I’m not saying you need to be a beacon of positivity all the time. Life isn’t always sunshine and rainbows, and it’s normal to vent or share your worries with others. But if your conversations are consistently dominated by negative topics, it might make people less inclined to spend time with you.
Try balancing out the negative with the positive. For every problem you discuss, consider also talking about a solution or something good that happened in your day.
5) Lack of empathy
At the heart of all social interactions lies a fundamental element: empathy. It’s the ability to understand and share the feelings of others, to put yourself in their shoes, and to show compassion when they’re going through a rough time.
Imagine you’re sharing a personal struggle with someone and their response is indifferent or dismissive. How would you feel? Probably not too eager to open up to them again, right?
On the flip side, think about a time when you were going through a difficult situation and someone showed genuine understanding and empathy. That person probably made you feel seen, heard, and less alone in your struggle.
Empathy is like a bridge that connects us to others on a deeper level. However, lack of empathy can create a chasm in our relationships, making people dread spending time with us.
It’s important to make a conscious effort to be more empathetic in our interactions.
6) Being untrustworthy
Trust is the backbone of any relationship, whether it’s with a friend, family member, or colleague. It’s like the glue that holds your social bonds together. But just like how it takes years to build, it can be shattered in a moment of dishonesty or betrayal.
Imagine lending a cherished book to a friend, only for them to deny having it when you ask for it back. Or worse, discovering they’ve been spreading personal information you shared in confidence.
These actions erode trust, and when trust is lost, people may naturally distance themselves to avoid further disappointment or hurt.
Being reliable and honest in your interactions goes a long way in fostering strong, healthy relationships. If you say you’ll do something, follow through. If someone confides in you, respect their trust and keep their secret safe.
It’s about being a person of your word – someone others can count on. And while we all make mistakes and can let others down at times, owning up to them is also part of being trustworthy.

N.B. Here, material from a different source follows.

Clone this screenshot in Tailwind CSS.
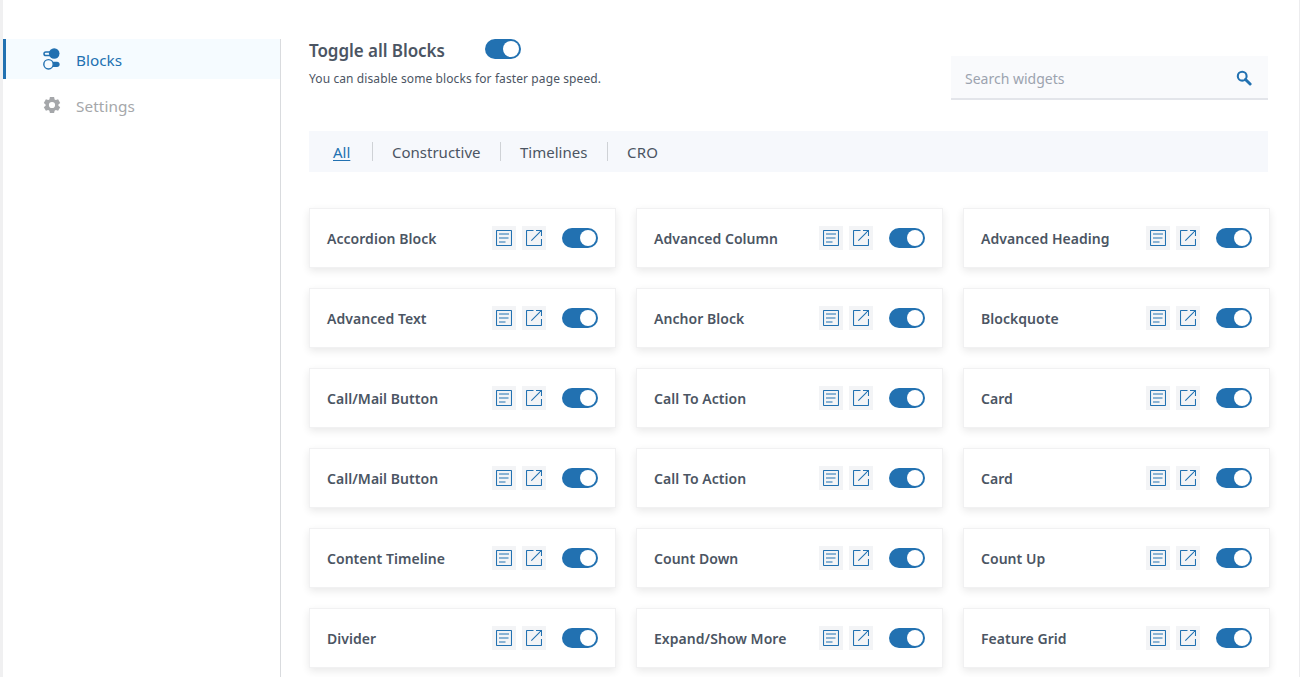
<!DOCTYPE html>
<html lang="en">
<head>
<meta charset="utf-8">
<title>Blocks</title>
<script src="https://cdn.jsdelivr.net/npm/@tailwindcss/browser@4"></script>
</head>
<body class="h-[677px] w-[1300px] overflow-hidden bg-white font-['Noto_Sans',sans-serif] text-[#4b5563]">
<div class="flex h-full border-l-[3px] border-r border-l-[#f0f0f1] border-r-[#ececee]">
  <aside class="w-[278px] shrink-0 pt-[39px]">
    <nav class="h-full border-r border-[#d9dbde]">
      <a class="flex h-10 items-center border-l-[3px] border-[#2271b1] bg-[#f5fbff] pl-[37px] text-[#2271b1]">
        <svg class="h-[22px] w-[18px] shrink-0" viewBox="0 0 18 22" fill="none" stroke="currentColor">
          <rect x="1" y="3.900" width="10" height="3.700" rx="1.850" stroke-width="1.500"/>
          <circle cx="11.200" cy="5.500" r="5.300" fill="currentColor" stroke="none"/>
          <rect x="8" y="13.700" width="8.600" height="5.200" rx="2.600" fill="currentColor" stroke="none"/>
          <circle cx="5.500" cy="16.300" r="4.700" fill="#f5fbff" stroke-width="1.400"/>
        </svg>
        <span class="ml-[15px] mt-[2px] text-[15.3px]">Blocks</span>
      </a>
      <a class="mt-[6px] flex h-10 items-center pl-10 text-[#a5a7aa]">
        <svg class="size-[18px] shrink-0" viewBox="0 0 18 18" fill="currentColor">
          <path fill-rule="evenodd" d="M6.900 1h4.200l.5 2.400 1.200.7 2.300-.8 2.100 3.600-1.800 1.600v1.200l1.800 1.500-2.100 3.600-2.300-.8-1.200.7-.5 2.300H6.900l-.5-2.300-1.200-.7-2.300.8-2.100-3.600 1.800-1.500V8.500L.8 6.900l2.100-3.600 2.300.8 1.200-.7ZM9 5.900a3.100 3.100 0 1 0 0 6.200 3.100 3.100 0 0 0 0-6.200Z"/>
        </svg>
        <span class="ml-[15px] mt-[3px] text-[15.3px] tracking-[0.1px]">Settings</span>
      </a>
    </nav>
  </aside>
  <main class="ml-7 w-[961px] shrink-0">
    <header class="flex h-[131px] w-[959px] justify-between">
      <div class="pt-[39px]">
        <div class="flex items-start">
          <h1 class="w-[176px] whitespace-nowrap text-[17px] font-semibold leading-6 tracking-[-0.06px]">Toggle all Blocks</h1>
          <span class="flex h-5 w-9 justify-end rounded-full bg-[#2271b1] p-[2px]"><i class="size-4 rounded-full bg-white"></i></span>
        </div>
        <p class="mt-[6px] whitespace-nowrap text-[12px] leading-[20px] tracking-[0.1px]">You can disable some blocks for faster page speed.</p>
      </div>
      <div class="mt-14 flex h-11 w-[317px] items-center justify-between border-b-2 border-[#e3e5ea] bg-[#f9fafc] pl-[14px] pr-4 text-[#9ca3af]">
        <span class="mt-[3px] text-[14px]">Search widgets</span>
        <svg class="mt-[2px] size-[16px] text-[#2271b1]" viewBox="0 0 16 16" fill="none" stroke="currentColor"><circle cx="6.2" cy="6.2" r="4.4" stroke-width="2.1"/><path d="m9.500 9.500 4.600 4.500" stroke-width="3" stroke-linecap="round"/></svg>
      </div>
    </header>
    <div class="flex h-[41px] w-[959px] items-center bg-[#f6f8fc] pl-6 text-[15px]">
      <span class="w-[39px] pt-[2px] text-[#2271b1] underline underline-offset-[2px]">All</span>
      <i class="h-[19px] w-px bg-[#cfd2d6]"></i>
      <span class="w-[127px] pl-[19px] pt-[2px]">Constructive</span>
      <i class="h-[19px] w-px bg-[#cfd2d6]"></i>
      <span class="w-[106px] pl-[19px] pt-[2px]">Timelines</span>
      <i class="h-[19px] w-px bg-[#cfd2d6]"></i>
      <span class="pl-[19px] pt-[2px] tracking-[0.2px]">CRO</span>
    </div>
    <section id="cards" class="mt-9 grid grid-cols-[307px_307px_307px] gap-5"></section>
  </main>
</div>
<script>
const names = ['Accordion Block','Advanced Column','Advanced Heading','Advanced Text','Anchor Block','Blockquote','Call/Mail Button','Call To Action','Card','Call/Mail Button','Call To Action','Card','Content Timeline','Count Down','Count Up','Divider','Expand/Show More','Feature Grid'];
document.getElementById('cards').innerHTML = names.map(n => `
<article class="flex h-[60px] items-center border border-[#f1f1f2] bg-white px-[17px] shadow-[0_3px_8px_rgba(0,0,0,0.09)]">
  <h2 class="grow whitespace-nowrap text-[14px] font-semibold tracking-[0.04px]">${n}</h2>
  <span class="flex size-6 items-center justify-center bg-[#f3f4f6] text-[#2271b1]">
    <svg class="size-4" viewBox="0 0 16 16" fill="none" stroke="currentColor"><rect x=".5" y=".5" width="15" height="15" rx=".6" stroke-width="1.1"/><path d="M3 4h10M3 8h9.500M3 12h6.500" stroke-width="2" opacity=".5"/></svg>
  </span>
  <span class="ml-[6px] flex size-6 items-center justify-center bg-[#f3f4f6] text-[#2271b1]">
    <svg class="size-4" viewBox="0 0 16 16" fill="none" stroke="currentColor" stroke-width="1.1"><path d="M7.500.5H1.200Q.5.5.5 1.200v13.600q0 .7.7.7h13.600q.7 0 .7-.7V9M10 .5h5.500V6M15.300.7 5.300 10.700"/></svg>
  </span>
  <span class="ml-4 flex h-5 w-9 justify-end rounded-full bg-[#2271b1] p-[2px]"><i class="size-4 rounded-full bg-white"></i></span>
</article>`).join('');
</script>
</body>
</html>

7) Being overly competitive
A little friendly competition can be fun and inspiring. It can push us to improve, to strive for better. But when it becomes a constant need to one-up others or prove yourself superior, it can create a hostile environment.
Let’s say you’re in a group setting, and every time someone shares an accomplishment or experience, you feel the need to share something even bigger and better. You might think you’re just sharing your experiences or achievements, but to others, it might come across as if you’re trying to overshadow them.

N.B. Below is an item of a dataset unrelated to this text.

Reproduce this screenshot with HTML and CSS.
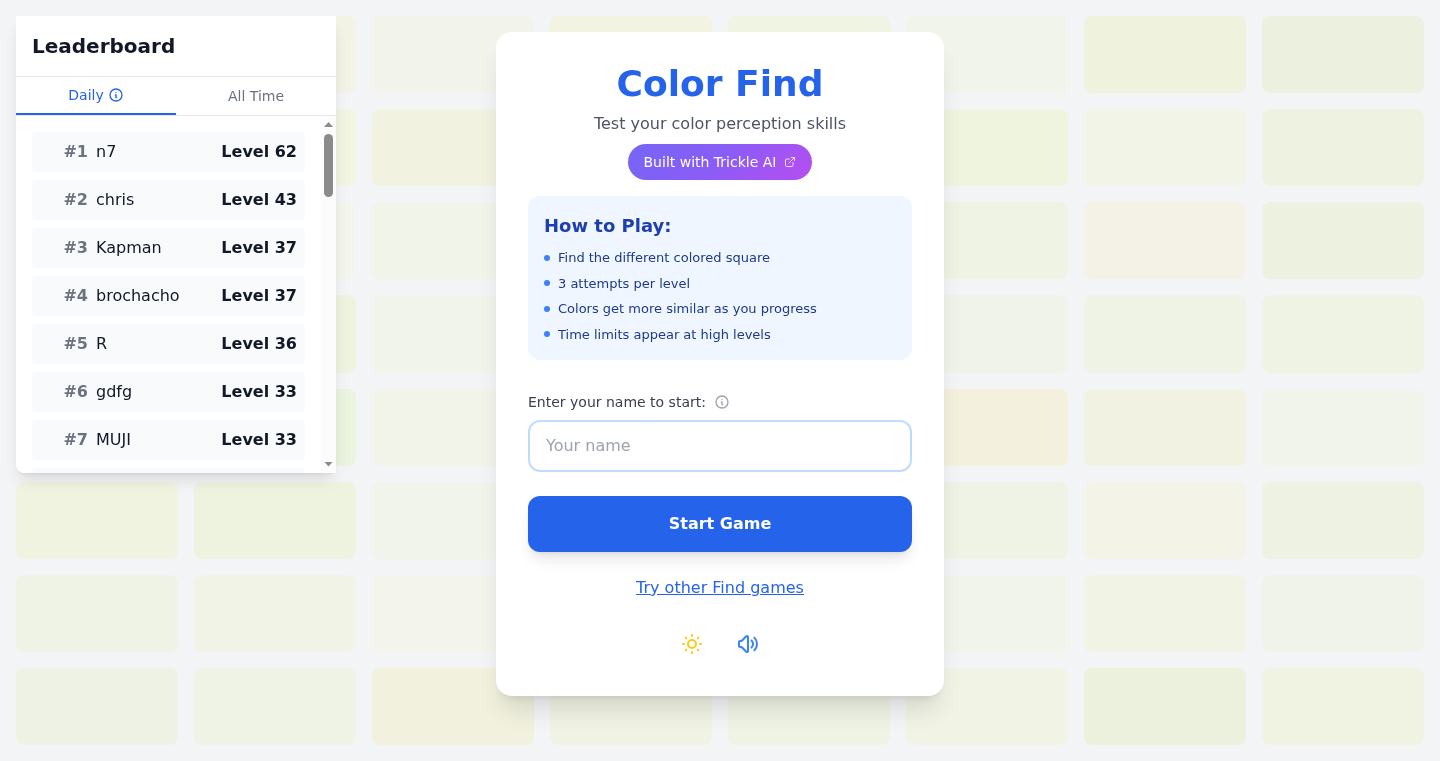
FILE: index.html
```html
<!DOCTYPE html>
<html lang="en">
<head>
  <meta charset="UTF-8" />
  <meta name="viewport" content="width=device-width, initial-scale=1" />
  <title>Color Find</title>
  <link rel="stylesheet" href="styles.css">
</head>
<body>

  <!-- Background squares, filled by script.js -->
  <div class="background-grid" id="background-grid" aria-hidden="true"></div>

  <!-- Leaderboard -->
  <aside class="leaderboard">
    <h2 class="leaderboard-title">Leaderboard</h2>
    <div class="tabs">
      <button class="tab active" type="button">
        Daily
        <svg class="icon-small" viewBox="0 0 24 24"><path d="M13 16h-1v-4h-1m1-4h.01M21 12a9 9 0 11-18 0 9 9 0 0118 0z"/></svg>
      </button>
      <button class="tab" type="button">All Time</button>
    </div>
    <div class="scores-area">
      <ol class="scores">
        <li class="score"><span class="rank">#1</span><span>n7</span><span class="level">Level 62</span></li>
        <li class="score"><span class="rank">#2</span><span>chris</span><span class="level">Level 43</span></li>
        <li class="score"><span class="rank">#3</span><span>Kapman</span><span class="level">Level 37</span></li>
        <li class="score"><span class="rank">#4</span><span>brochacho</span><span class="level">Level 37</span></li>
        <li class="score"><span class="rank">#5</span><span>R</span><span class="level">Level 36</span></li>
        <li class="score"><span class="rank">#6</span><span>gdfg</span><span class="level">Level 33</span></li>
        <li class="score"><span class="rank">#7</span><span>MUJI</span><span class="level">Level 33</span></li>
        <li class="score"></li>
      </ol>
      <div class="scrollbar" aria-hidden="true">
        <span class="arrow-up"></span>
        <span class="thumb"></span>
        <span class="arrow-down"></span>
      </div>
    </div>
  </aside>

  <!-- Start screen -->
  <main class="start-card">
    <h1>Color Find</h1>
    <p class="subtitle">Test your color perception skills</p>
    <a class="trickle-badge" href="#">
      Built with Trickle AI
      <svg class="icon-tiny" viewBox="0 0 24 24"><path d="M18 13v6a2 2 0 01-2 2H5a2 2 0 01-2-2V8a2 2 0 012-2h6M15 3h6v6M10 14L21 3"/></svg>
    </a>

    <section class="how-to">
      <h2>How to Play:</h2>
      <ul>
        <li>Find the different colored square</li>
        <li>3 attempts per level</li>
        <li>Colors get more similar as you progress</li>
        <li>Time limits appear at high levels</li>
      </ul>
    </section>

    <form class="start-form" onsubmit="return false">
      <div class="name-label">
        <label for="player-name">Enter your name to start:</label>
        <svg class="icon-small" viewBox="0 0 24 24"><path d="M13 16h-1v-4h-1m1-4h.01M21 12a9 9 0 11-18 0 9 9 0 0118 0z"/></svg>
      </div>
      <input class="name-input" id="player-name" type="text" placeholder="Your name" />
      <button class="start-button" type="submit">Start Game</button>
    </form>

    <a class="other-games" href="#">Try other Find games</a>

    <div class="settings">
      <button class="icon-button theme" type="button" aria-label="Toggle theme">
        <svg viewBox="0 0 24 24"><path d="M12 3v1m0 16v1m9-9h-1M4 12H3m15.364 6.364l-.707-.707M6.343 6.343l-.707-.707m12.728 0l-.707.707M6.343 17.657l-.707.707M16 12a4 4 0 11-8 0 4 4 0 018 0z"/></svg>
      </button>
      <button class="icon-button sound" type="button" aria-label="Toggle sound">
        <svg viewBox="0 0 24 24"><path d="M15.536 8.464a5 5 0 010 7.072m2.828-9.9a9 9 0 010 12.728M5.586 15H4a1 1 0 01-1-1v-4a1 1 0 011-1h1.586l4.707-4.707C10.923 3.663 12 4.109 12 5v14c0 .891-1.077 1.337-1.707.707L5.586 15z"/></svg>
      </button>
    </div>
  </main>

  <script src="script.js"></script>
</body>
</html>
```
FILE: styles.css
```css
* {
  margin: 0;
  padding: 0;
  box-sizing: border-box;
}

body {
  min-height: 100vh;
  padding: 32px 16px;
  font-family: "DejaVu Sans", sans-serif;
  font-size: 16px;
  line-height: 24px;
  background: #f3f4f6;
  color: #111827;
}

button, input {
  font: inherit;
  border: none;
  background: none;
}

button {
  cursor: pointer;
}

svg {
  display: block;
  width: 24px;
  height: 24px;
  fill: none;
  stroke: currentColor;
  stroke-width: 2;
  stroke-linecap: round;
  stroke-linejoin: round;
}

.icon-small {
  width: 16px;
  height: 16px;
}

.icon-tiny {
  width: 12px;
  height: 12px;
  opacity: 0.8;
}

/* Background */
.background-grid {
  position: fixed;
  inset: 0;
  z-index: -1;
  display: grid;
  grid-template-columns: repeat(8, 1fr);
  grid-template-rows: repeat(8, 1fr);
  gap: 16px;
  padding: 16px;
}

.square {
  border-radius: 8px;
}

/* Leaderboard */
.leaderboard {
  position: fixed;
  top: 16px;
  left: 16px;
  display: flex;
  flex-direction: column;
  width: 320px;
  max-height: 60vh;
  background: #fff;
  border-radius: 0 0 8px 8px;
  box-shadow: 0 10px 15px -3px rgba(0,0,0,0.1), 0 4px 6px -4px rgba(0,0,0,0.1);
}

.leaderboard-title {
  padding: 16px;
  font-size: 20px;
  line-height: 28px;
  border-bottom: 1px solid #e5e7eb;
}

.tabs {
  display: flex;
  border-bottom: 1px solid #e5e7eb;
}

.tab {
  flex: 1;
  display: flex;
  align-items: center;
  justify-content: center;
  gap: 4px;
  padding: 8px 16px;
  font-size: 14px;
  line-height: 20px;
  color: #6b7280;
}

.tab.active {
  color: #2563eb;
  border-bottom: 2px solid #2563eb;
}

.scores-area {
  flex: 1;
  display: flex;
  min-height: 0;
}

.scores {
  flex: 1;
  overflow-y: auto;
  scrollbar-width: none;
  padding: 16px;
  list-style: none;
}

.score {
  display: flex;
  align-items: center;
  height: 40px;
  margin-bottom: 8px;
  padding: 8px;
  background: #f9fafb;
  border-radius: 4px;
}

.rank {
  width: 48px;
  margin-right: 8px;
  text-align: right;
  font-weight: bold;
  color: #6b7280;
}

.level {
  margin-left: auto;
  font-weight: bold;
}

.scrollbar {
  display: flex;
  flex-direction: column;
  align-items: center;
  gap: 7px;
  width: 15px;
  padding: 6px 0;
  background: #fcfcfc;
}

.arrow-up, .arrow-down {
  width: 9px;
  height: 5px;
  background: #8b8b8b;
  clip-path: polygon(50% 0, 100% 100%, 0 100%);
}

.arrow-down {
  margin-top: auto;
  clip-path: polygon(0 0, 100% 0, 50% 100%);
}

.thumb {
  width: 9px;
  height: 63px;
  background: #8b8b8b;
  border-radius: 5px;
}

/* Start card */
.start-card {
  display: flex;
  flex-direction: column;
  align-items: center;
  max-width: 448px;
  margin: 0 auto;
  padding: 32px;
  background: #fff;
  border-radius: 16px;
  box-shadow: 0 20px 25px -5px rgba(0,0,0,0.1), 0 8px 10px -6px rgba(0,0,0,0.1);
}

.start-card h1 {
  margin-bottom: 8px;
  font-size: 36px;
  line-height: 40px;
  color: #2563eb;
}

.subtitle {
  margin-bottom: 8px;
  color: #4b5563;
}

.trickle-badge {
  display: flex;
  align-items: center;
  gap: 8px;
  margin-bottom: 16px;
  padding: 8px 16px;
  font-size: 14px;
  line-height: 20px;
  color: #fff;
  text-decoration: none;
  background: linear-gradient(135deg, #7566f5, #8b5cf6 50%, #b84df0);
  border-radius: 18px;
}

.how-to {
  width: 100%;
  margin-bottom: 32px;
  padding: 16px;
  background: #eff6ff;
  border-radius: 12px;
}

.how-to h2 {
  margin-bottom: 8px;
  font-size: 18px;
  line-height: 28px;
  color: #1e40af;
}

.how-to ul {
  display: grid;
  gap: 6px;
  list-style: none;
}

.how-to li {
  display: flex;
  align-items: center;
  gap: 8px;
  font-size: 13px;
  line-height: 1.5;
  color: #1e3a8a;
}

.how-to li::before {
  content: "";
  width: 6px;
  height: 6px;
  background: #3b82f6;
  border-radius: 50%;
}

.start-form {
  width: 100%;
  margin-bottom: 24px;
}

.name-label {
  display: flex;
  align-items: center;
  gap: 8px;
  margin-bottom: 8px;
  font-size: 14px;
  line-height: 20px;
  color: #374151;
}

.name-label svg {
  color: #9ca3af;
}

.name-input {
  display: block;
  width: 100%;
  margin-bottom: 24px;
  padding: 12px 16px;
  background: #fff;
  border: 2px solid #bfdbfe;
  border-radius: 12px;
}

.name-input::placeholder {
  color: #9ca3af;
}

.start-button {
  display: block;
  width: 100%;
  padding: 16px;
  font-weight: bold;
  color: #fff;
  background: #2563eb;
  border-radius: 12px;
  box-shadow: 0 10px 15px -3px rgba(0,0,0,0.1), 0 4px 6px -4px rgba(0,0,0,0.1);
}

.other-games {
  margin-bottom: 24px;
  color: #2563eb;
}

.settings {
  display: flex;
  gap: 16px;
}

.icon-button {
  padding: 8px;
}

.theme {
  color: #facc15;
}

.sound {
  color: #3b82f6;
}
```
FILE: script.js
```js
const colors = [
  "#f1f3e3", "#f3f3e5", "#f2f4eb", "#f2f3e1", "#f0f4e2", "#f0f4ea", "#eff2dc", "#ecf1df",
  "#eef3e0", "#f0f4e1", "#f1f2e0", "#f0f3e0", "#eef3e0", "#eef4de", "#f2f4e7", "#eef3e1",
  "#eef3e0", "#f3f4eb", "#f0f4e9", "#f0f3e0", "#eef3e0", "#eef3e3", "#f4f2e7", "#edf1e0",
  "#eef3e0", "#eef3df", "#f1f4ea", "#f0f3e0", "#eef3e0", "#f0f3e9", "#eff3e5", "#eff3e4",
  "#eef3e0", "#eaf3de", "#f2f4ea", "#f0f3e0", "#eef3e0", "#f3f1dd", "#f1f2e2", "#f0f4ea",
  "#eff3df", "#edf3de", "#f0f4ea", "#f0f3e0", "#eef3e0", "#eff3e5", "#f4f3e7", "#eef2e2",
  "#eff3e5", "#f1f3e6", "#f3f4ec", "#f0f3e0", "#eef3e0", "#f1f4eb", "#f1f3e5", "#f0f3ea",
  "#eef2e4", "#eff3e5", "#f1f1de", "#f0f3e3", "#eef3e4", "#f1f3e5", "#ebf1dd", "#f0f3e1",
];

const grid = document.getElementById("background-grid");
for (const color of colors) {
  const square = document.createElement("div");
  square.className = "square";
  square.style.background = color;
  grid.appendChild(square);
}
```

This kind of behavior can make people feel uncomfortable, as if their achievements are being minimized or their experiences are being turned into a competition.
It can make them dread spending time with you because they might feel like they’re constantly in a battleground instead of a friendly gathering.
Try to foster a more collaborative rather than competitive spirit in your social interactions. You’ll find that it creates a more positive and enjoyable social atmosphere.
Final thoughts
If you’ve recognized some of these habits in yourself, don’t despair. It’s not a life sentence but an opportunity for growth and self-improvement.
Self-awareness is the key. By acknowledging these habits, you’ve already taken the first step towards change. Now it’s about making a conscious effort to transform these habits, one interaction at a time.
It might be challenging at first, but with time, patience and perseverance, you’ll start to see the difference in your social interactions.
So go forth with this newfound awareness and cultivate healthier social habits. Remember this quote from the ancient Greek philosopher Epictetus: “We have two ears and one mouth so that we can listen twice as much as we speak.”
In the end, it’s about creating meaningful connections with those around us – connections that are based on mutual respect, understanding and genuine interest.
And who knows? Over time, you might just find that people are more drawn to spending time with you than ever before.